I keep getting an error message while running C#

"Cannot convert type double to string.

The code was working before implementing the loop (for 2 tries), after implemented the loop it wouldn't work anymore so I commented out the loop but I still get the same error.

I have also changed:

            var cellValue = (string)(oSheet.Cells[7, 11] as Microsoft.Office.Interop.Excel.Range).Value; 

to

var cellValue = (oSheet.Cells[7, 11] as Microsoft.Office.Interop.Excel.Range).Value.ToString();

with this change it worked for 2 tests and wouldn't work anymore.

If I change it to:

string cellValue =  "MA1352564";

it will execute what I wanted it to do so I have narrowed it down to the issue being trying to convert the value of the cell to a string so that it can there check if the characters in the string are digits or not.

I am looking for either a different solution to my import problem or any ideas on how to fix the C# section of code :)

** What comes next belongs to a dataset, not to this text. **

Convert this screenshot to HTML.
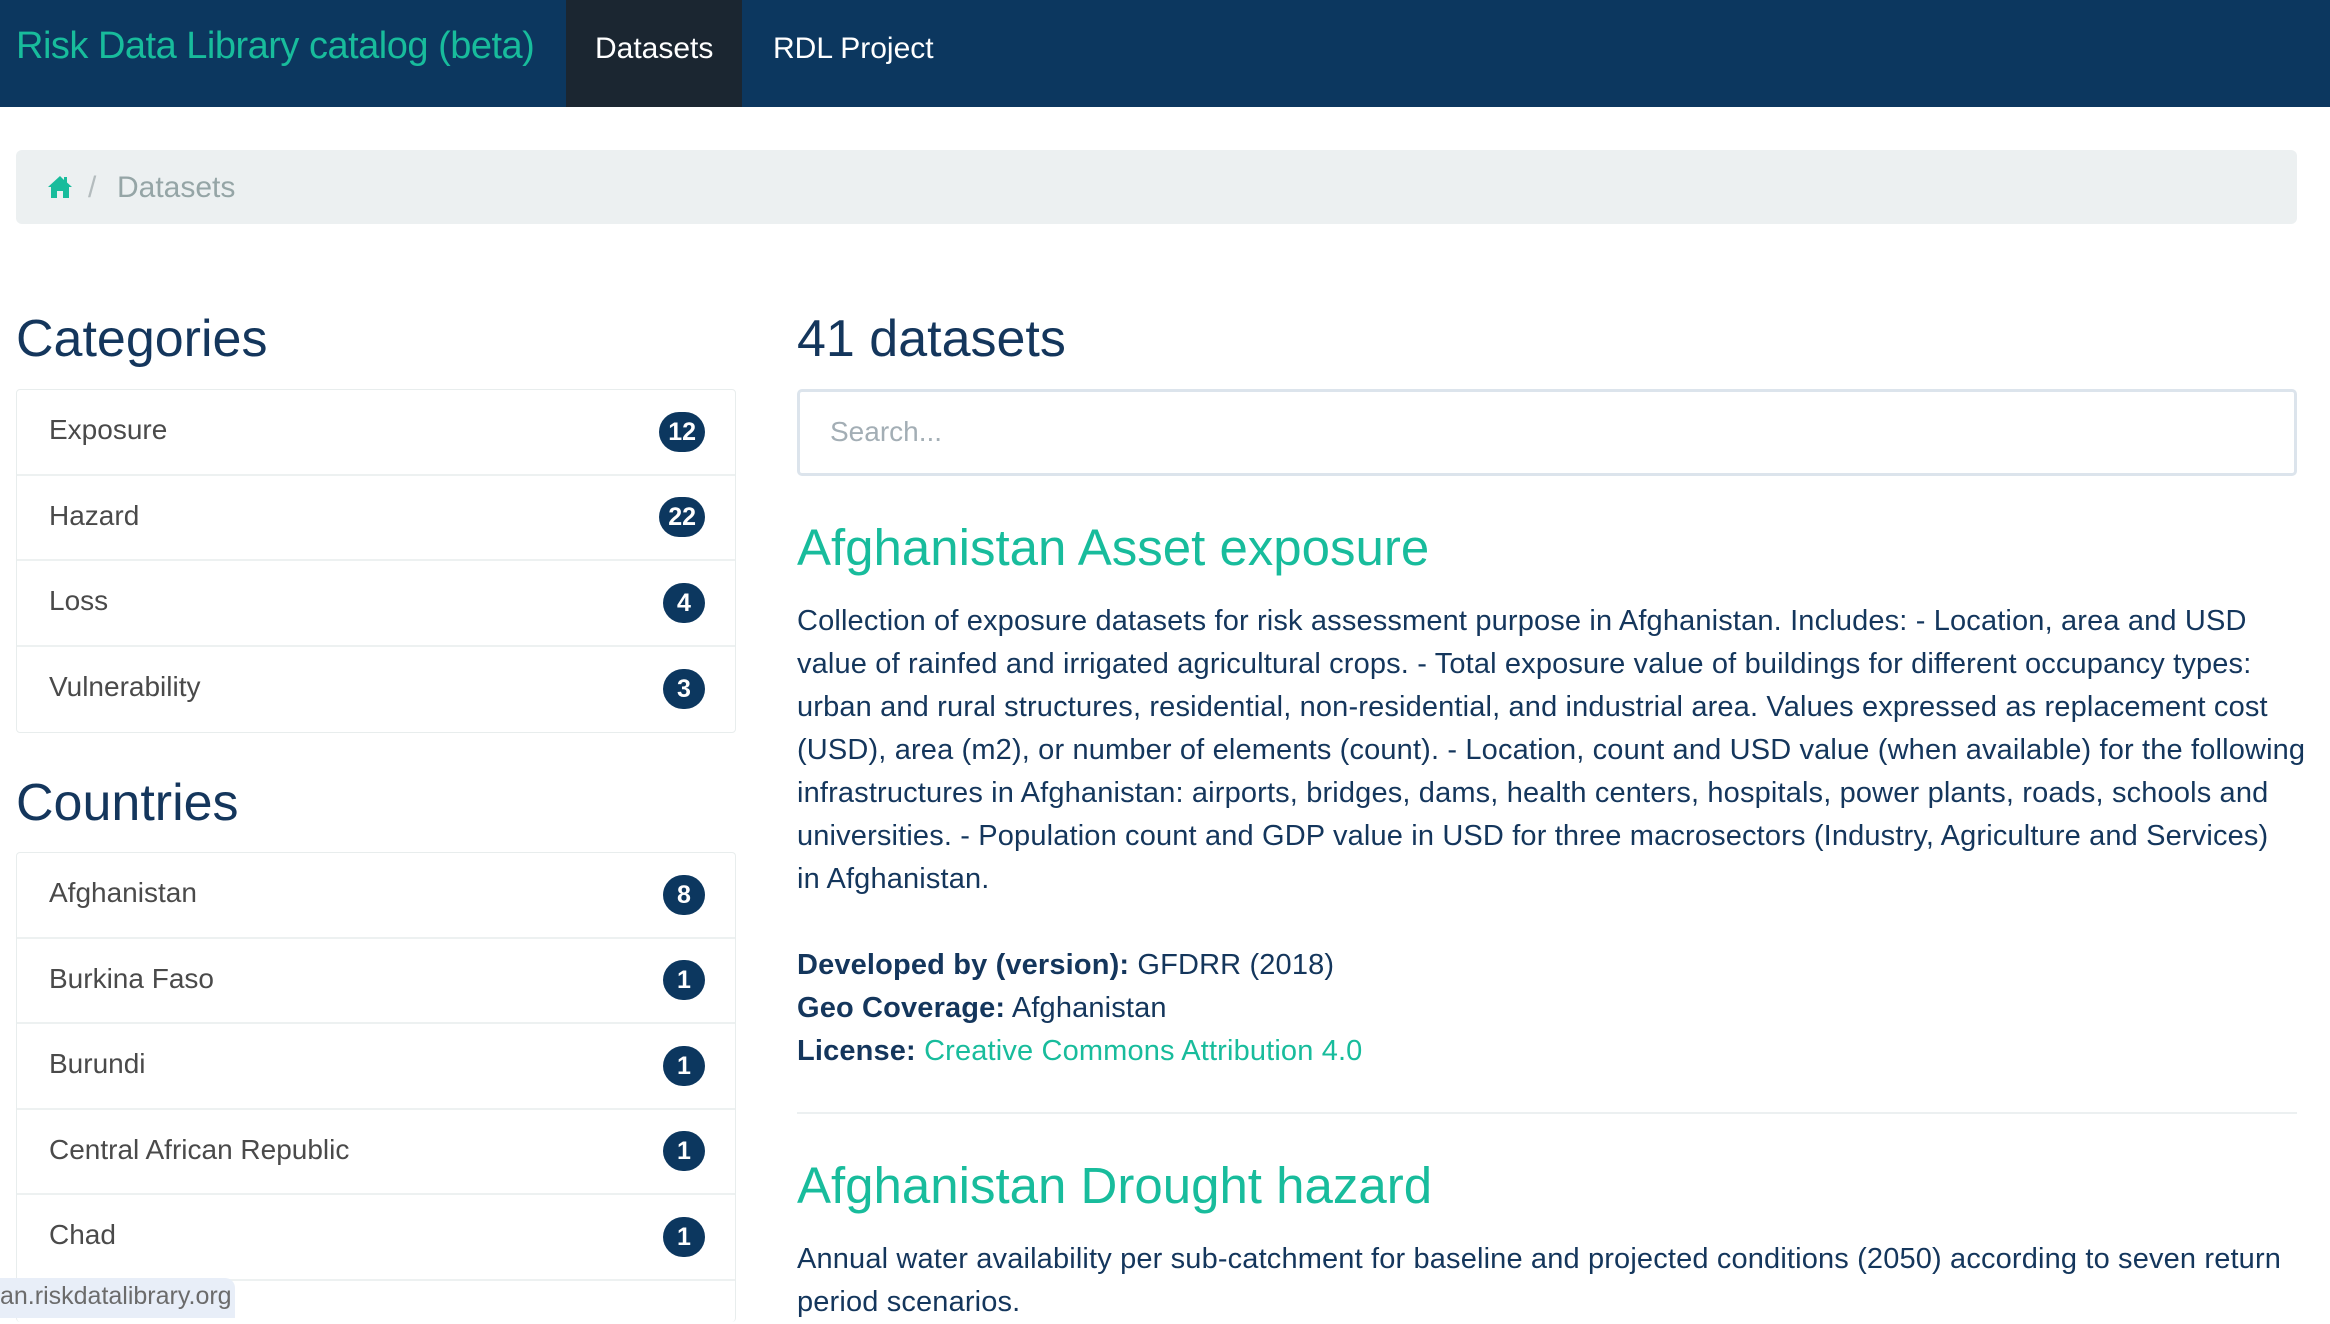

EDIT: I forgot to mention that if I enable data viewer in the flow, the data coming out of excel is already stripped off the non-numeric data....

EDIT2:

After using the suggested options I get this error:

Error: 0xC0202009 at DataInputUni, Excel Source [12]: SSIS Error Code DTS_E_OLEDBERROR. An OLE DB error has occurred. Error code: 0x80040E21. An OLE DB record is available. Source: "Microsoft JET Database Engine" Hresult: 0x80040E21 Description: "Multiple-step OLE DB operation generated errors. Check each OLE DB status value, if available. No work was done.". Error: 0xC0208265 at DataInputUni, Excel Source [12]: Failed to retrieve long data for column "F11". Error: 0xC020901C at DataInputUni, Excel Source [12]: There was an error with Excel Source.Outputs[Excel Source Output].Columns[F11] on Excel Source.Outputs[Excel Source Output]. The column status returned was: "DBSTATUS_UNAVAILABLE". Error: 0xC0209029 at DataInputUni, Excel Source [12]: SSIS Error Code DTS_E_INDUCEDTRANSFORMFAILUREONERROR. The "Excel Source.Outputs[Excel Source Output].Columns[F11]" failed because error code 0xC0209071 occurred, and the error row disposition on "Excel Source.Outputs[Excel Source Output].Columns[F11]" specifies failure on error. An error occurred on the specified object of the specified component. There may be error messages posted before this with more information about the failure. Error: 0xC0047038 at DataInputUni, SSIS.Pipeline: SSIS Error Code DTS_E_PRIMEOUTPUTFAILED. The PrimeOutput method on Excel Source returned error code 0xC0209029. The component returned a failure code when the pipeline engine called PrimeOutput(). The meaning of the failure code is defined by the component, but the error is fatal and the pipeline stopped executing. There may be error messages posted before this with more information about the failure.

Upvotes: 0

Views: 2084

Answers (3)

We found that the solution to getting the values from a mixed column of numeric strings and alpha-numeric strings was solved if the Excel format for the column is "Text" rather than "General." Without that the alphanumeric values are output as nulls.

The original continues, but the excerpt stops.